Despite Barthes’ obituary for the author, the cult of authorship persists. Publishers around the world are breathing fresh life into deceased famous authors by posthumously releasing their “lost” works. In 2009, new books by Vladimir Nabokov, Mark Twain, Kurt Vonnegut, Lucy Maud Montgomery, and in a delicious twist of irony, Roland Barthes, hit the shelves. On the slate for the next couple of years are posthumous works by Ralph Ellison, Jack Kerouac, David Foster Wallace, and Roberto Bolaño. (Bolaño’s corpse is proving to be staggeringly prolific, with as many as four releases on the horizon.)

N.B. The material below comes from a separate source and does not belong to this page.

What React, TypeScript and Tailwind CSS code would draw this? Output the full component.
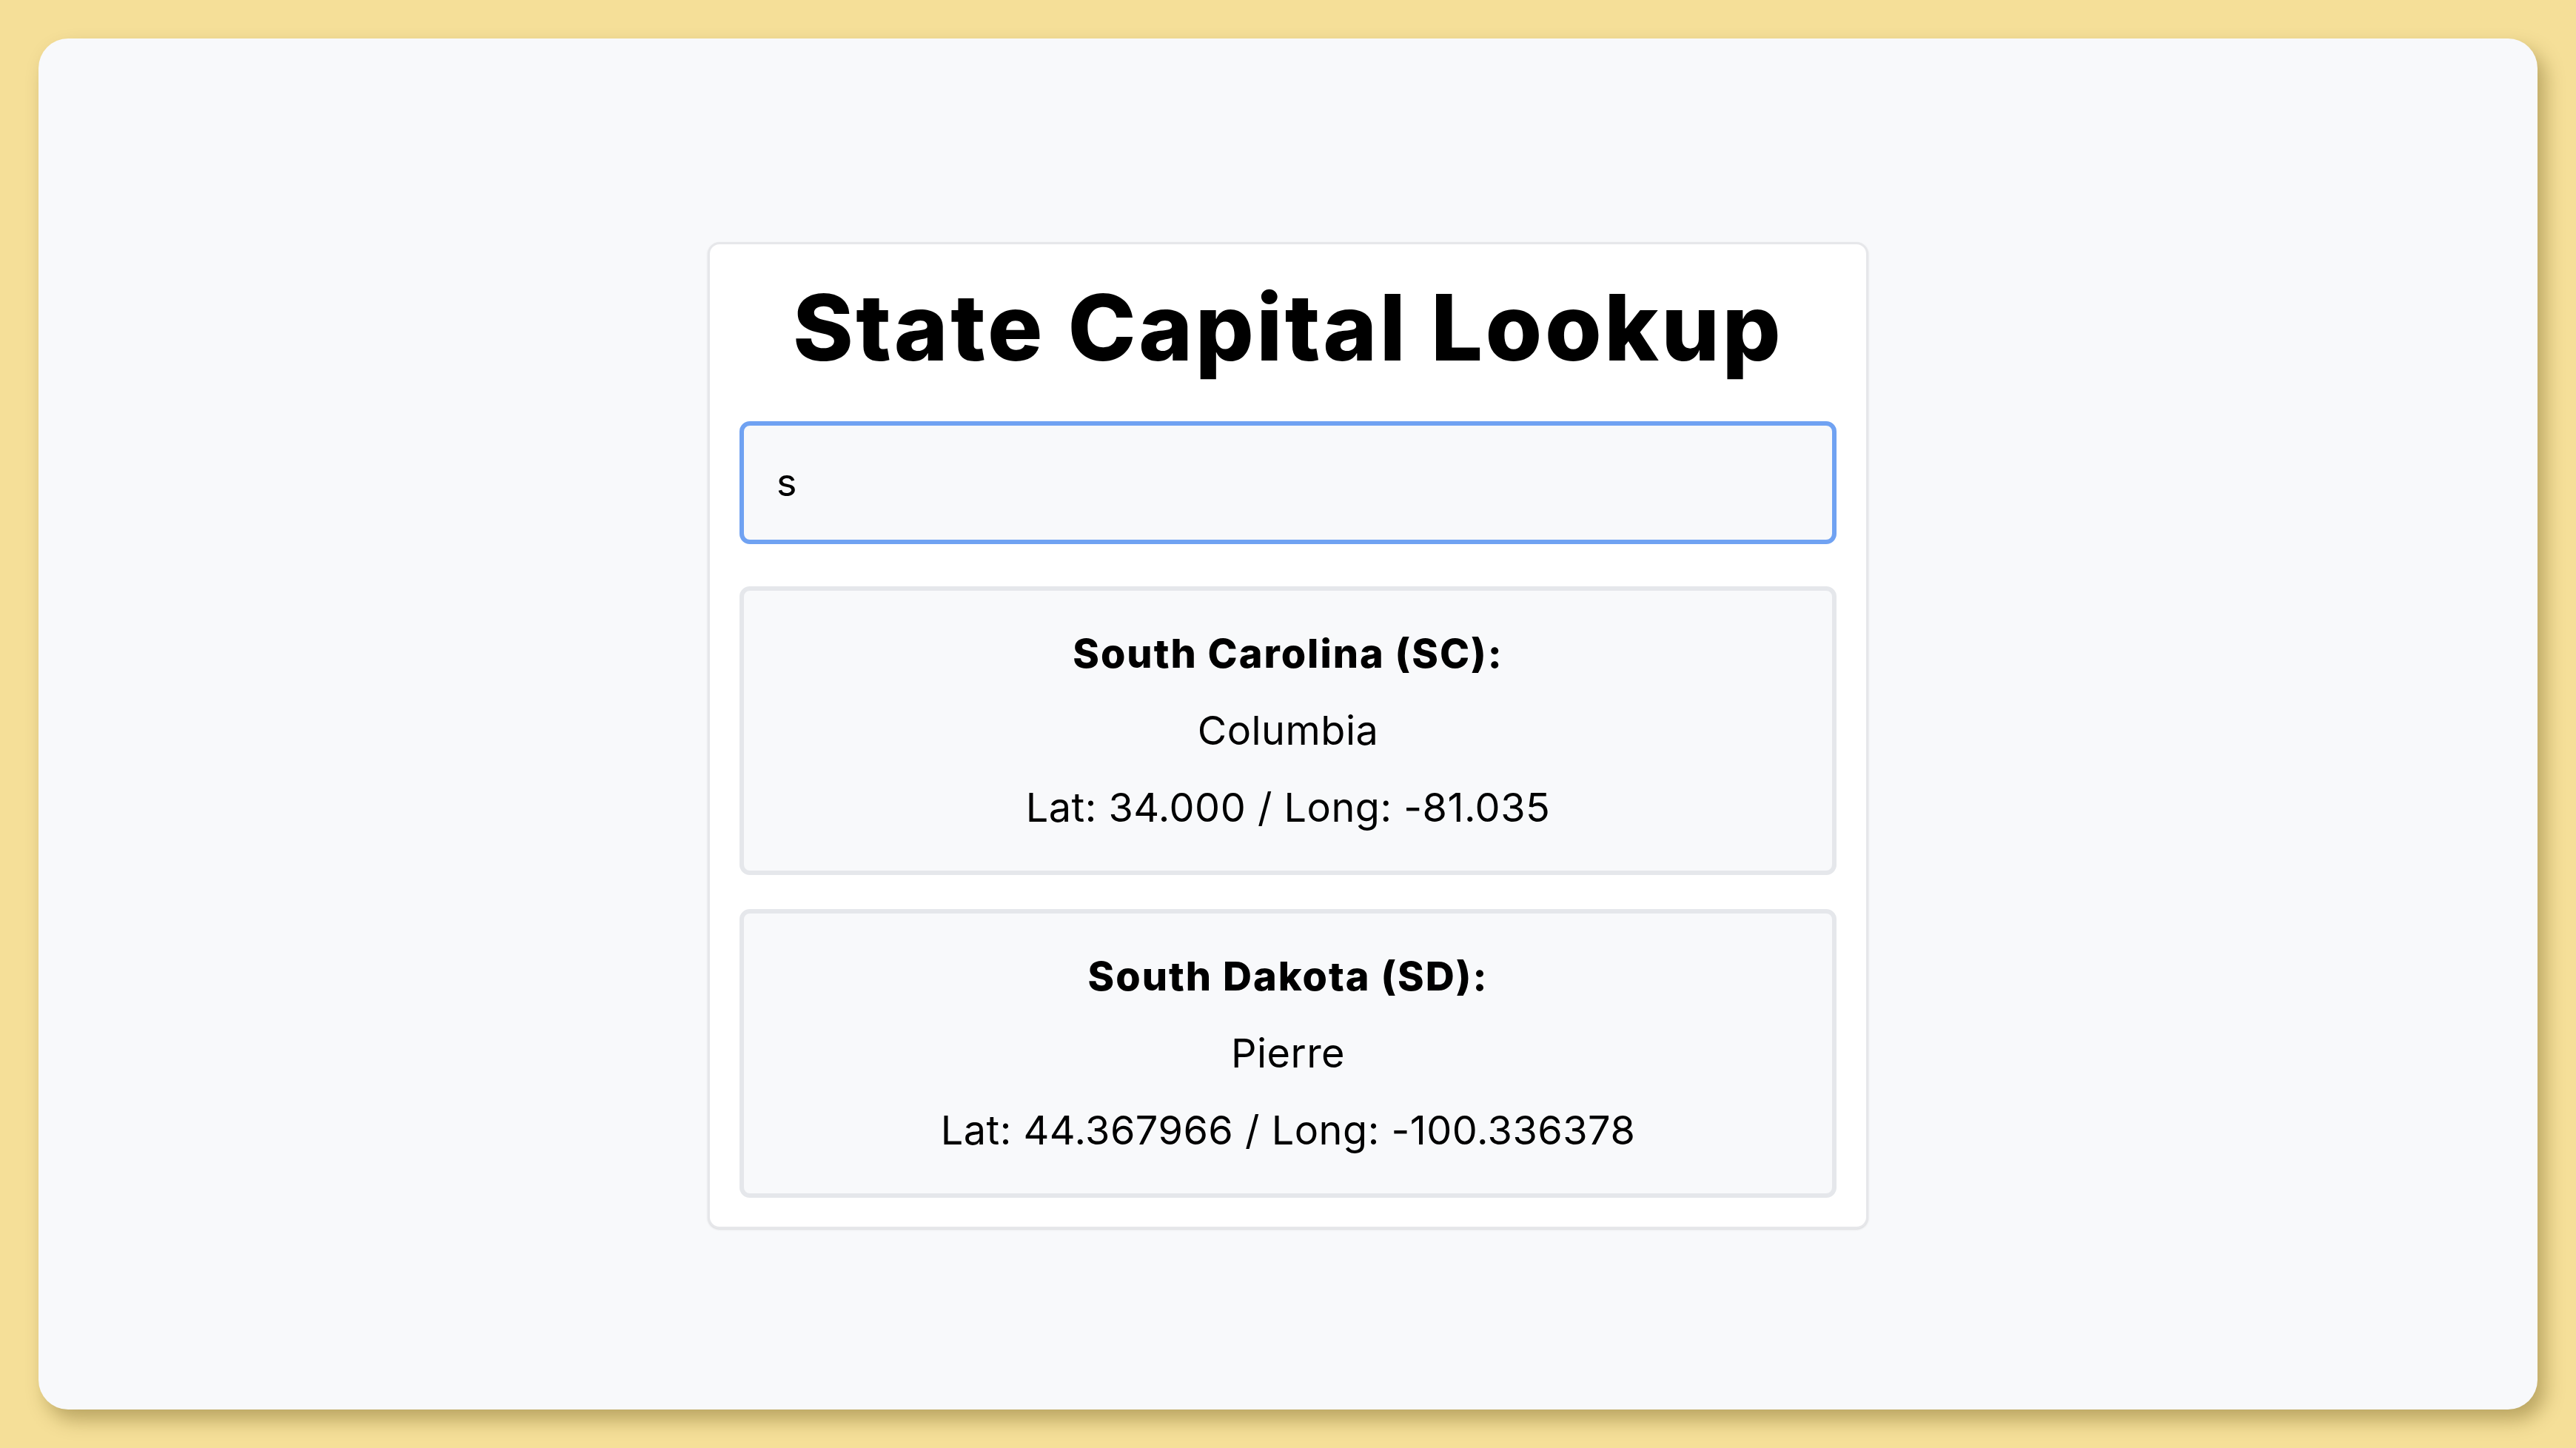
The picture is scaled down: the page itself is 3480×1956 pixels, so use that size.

Meanwhile, J.D. Salinger’s recent death has sparked an enormous level of speculation over the wealth of writings he might have been hoarding. At the time of his death, the notoriously cagey author hadn’t published in over forty-five years. It’s long been reported that he wrote upwards of fifteen manuscripts during his self-imposed exile. Despite Salinger’s militant protection of his privacy and apparent desire not to see these writings in the public sphere, it seems all but inevitable that at least some of them will be snatched up and published in the years to come.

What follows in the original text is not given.